Proverbs 1:16 sounds amazingly like world conditions as portrayed on the evening news. But as Paul applies it in Romans 3, he gives also the reason–“There is no fear of God before their eyes”–and in subsequent verses describes God’s glorious solution through “the redemption that is in Christ Jesus” (v. 24).
Paul quotes Proverbs again in Romans 12:20, this time from 25:21-22. By this usage, he reminds us that grace is not only a New Testament idea. The God of the Old Testament revealed Himself as “a gracious God” (Jonah 4:2; see also Joel 2:13). And the proverb quoted, “If thine enemy hunger, feed him; if he thirst, give him drink,” was given practical expression by those who knew this gracious God. Boaz did it with Ruth, a Moabite, whose ancestors had refused bread and water to his forefathers (see Deut. 23:3-4). Elisha did it for the Syrian soldiers who had actually come to kill him (2 Ki. 6:21-22)! David did it with Saul’s household (2 Sam. 9:1-7) for Jonathan’s sake. Of course, God does it every time sinners are saved, providing them with Christ, the Bread of heaven (Jn. 6:32).
Both James (4:6) and Peter (1 Pet. 5:5) find it helpful to remind us of the words of Proverbs 3:34, “Surely He scorneth the scorners: but He giveth grace to the lowly.” The words may have been Solomon’s paraphrase of his father’s words in Psalm 138:6, “Though the Lord be on high, yet He hath respect unto the lowly: but the proud He knoweth afar off.” Both NT quotes are from the Septuagint: “God resisteth the proud, but giveth grace to the humble.” Obviously this is a sweeping principle of cosmic proportions. It is seen in its greatest measure in the manifestation of the Christ and of the antichrist. When “God was manifest in flesh” (1 Tim. 3:16), it involved a humbling unparalleled in history (see Phil. 2). But proud man repeatedly vaunts himself throughout time until at last he “opposeth and exalteth himself above all that is called God, or worshiped; so that he as God sitteth in the temple of God, showing himself that he is God” (2 Thess. 2:4). As A. J. Gordon wrote: “The mystery of godliness is God humbling Himself to become man; the mystery of iniquity is man exalting himself to become God.”
Peter quotes the Proverbs more liberally than any other New Testament writer. As well as the citation already mentioned, he quotes Proverbs 10:12 (1 Pet. 4:8), Proverbs 11:31 (1 Pet. 4:18), and Proverbs 26:11 (2 Pet. 2:22). The first speaks of the mantle of love that covers sin, the second alludes to the suffering in life that judges sin in the house of God, and the third describes the evil nature that enslaves to sin, manifesting the unregenerate in their hopeless condition without God.

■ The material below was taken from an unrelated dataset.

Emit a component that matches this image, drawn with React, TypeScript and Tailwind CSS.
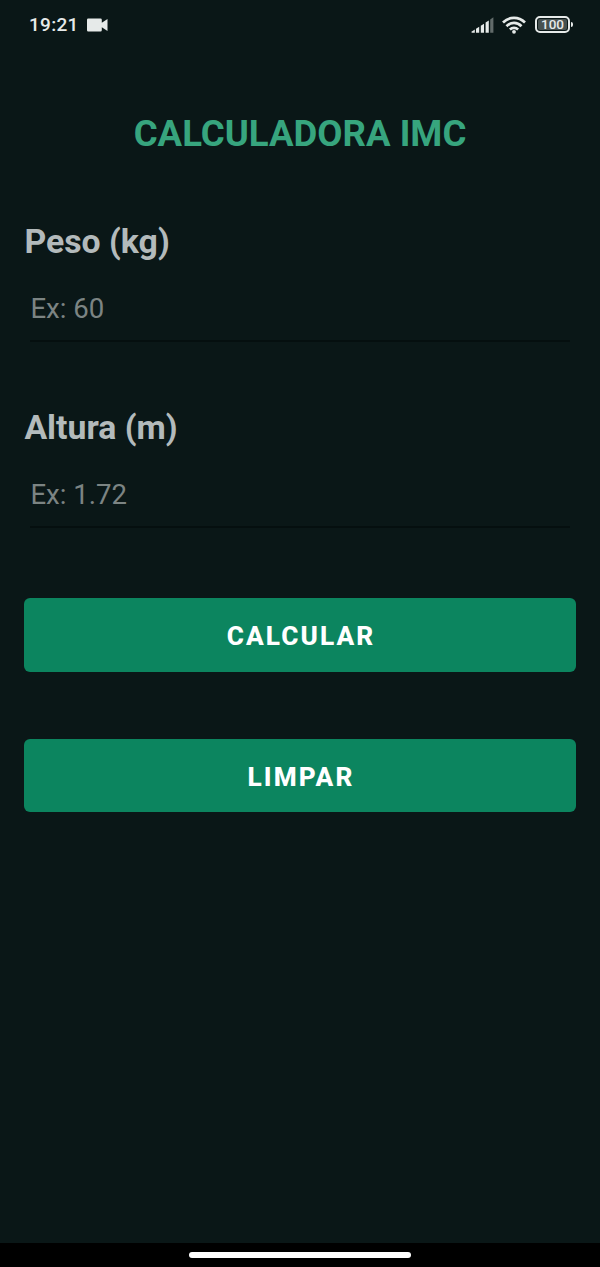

The last direct quote from Proverbs (3:11-12) is found in Hebrews 12:5-6. One of many “my son” statements from Solomon’s pen, this one alone is selected to be reinforced by repetition (vv. 5-6), explanation (vv. 7-8), and application (vv. 9-13). Its message? There is a direct link between love and chastening, between sonship and suffering. Like may proverbs, it is worth its weight in gold.